The veil was responsible for causing many emotional and physical problems but the biggest problem it seems to have caused was a social one---a burgeoning of clinics specializing in cosmetic surgery. Since only the face of a woman could be revealed, women were obsessed with having a near perfect one, which unfortunately meant lots of costmetic surgery, but especially rhinoplasty. Men, too, seemed to favor nose jobs (perhaps to achieve a more Western look and thus appearing less traditional), even the ones that didn't actually have a nose job, would use post-surgical bandages anyway, because they looked cool!

Realizing she was in the midst of a youth rebellion and wanting to get an authentic feel for what was happening, Moaveni decided to live like any young Iranian---she delved deep into Tehran's secret underground, she attended parties where young people did drugs, holidayed with them at ski resorts, attended youth movements and so on. What was most disturbing to her were the clandestine house parties that encouraged young men and women to mingle.
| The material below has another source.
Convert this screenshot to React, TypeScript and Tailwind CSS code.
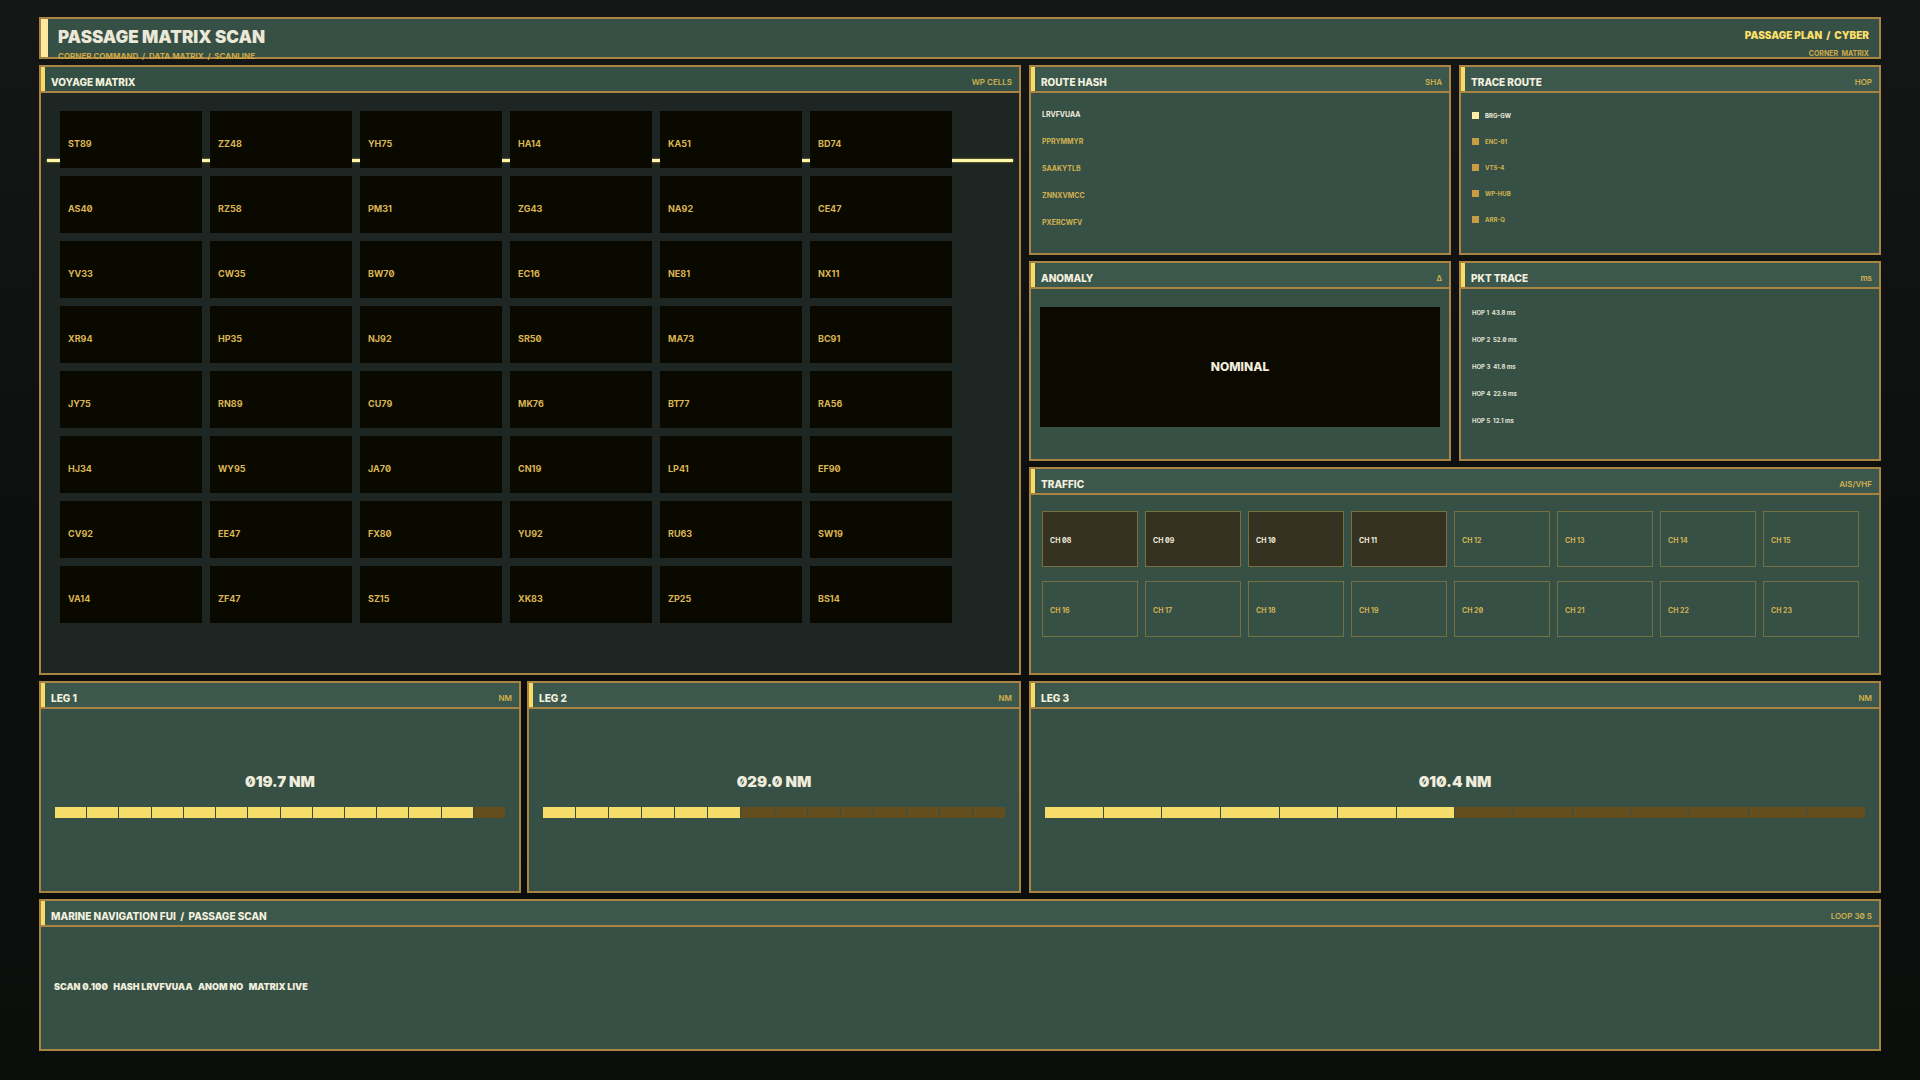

As she aptly points out in her book:

"... the codes of the Islamic Republic banned young men and women from interacting casually together, attending soccer matches, stydying at the library or going to the movies together. As a result, when they met at these underground parties and were finally permitted a few hours in each other's company, they scarely knew what to do, or how to behave. They had never developed a sense of what normal behavior between the sexes looked like; not only were they lacking a template, they found the prospect of normality unsatisfying. Instead, they sought to contrast the oppressive morality outside with amplified decadence behind closed doors..."

So in reality, state-sanctioned sexual puritanism unwittingly had eroticised the society, keeping sex as much on people's minds as it was in the rhetoric of religious leaders. But even these very same religious teachers or the Mullahs couldn't help but push their carnal desires to the front. Many of them would resort to Shiite custom called 'signeh', a temporary marriage, very convenient for a man when he wants to sleep with a woman and yet not marry her. A 'signeh' could have a man and a woman married in as little as 15 seconds and the marriage could be annulled as soon as the carnal act was over, sometimes in less than 15 mins.

So clearly, the Islamic revolution was not acheiving all that it had set out do, if anything, it was turning Iran into a sick, depraved society. People were getting so disillusioned with Islam that many were turning away from Mecca and finding solace in in the Hindu mystic Sai Baba, Yoga, Sufism etc. ( Eastern spirituality, with its internally directed, pacifist sensibility, was the ideal antedote to the militant, invasive brand of Shiite Islam imposed by the regime) This is not how the reformists of the 1979 revolution had meant for the new Iran to be and they too were baffled that their utopian vision had produced an oppressive overly sexualized society. However, because most of the reformists came from an ultra-traditional class that held more conservative social values than the majority of the Iranians, they still refused to see that women's oppression was among the Islamic Republic's central problems.

"...this was the Achilles heel of their movement, this foolish idea that they could take a Western concept, like democracy, alter it with Islamic attitudes toward women, and expect it to function properly..."

As a journalist, this was a very exciting time for Moaveni to be in Iran, and she effortlessly combines commenting on the political goings-on of the country alongside her own personal journey. She reveals her private struggle to build a life in a country with medieval laws and customs, wholly unlike the sweet, pomegranate-tinted Iran of her imagination. Hers is the struggle of a young woman searching for a homeland that may not exist.

I did enjoy the book and felt like I had learned a lot about the Iranian youth struggle, but then again, since most of the author's sources seem to have come from affluent urban families in Iran, it's hard for the reader to tell if these views are shared by the majority in Iran. Still, it is an authentic view and I am better off for having read it.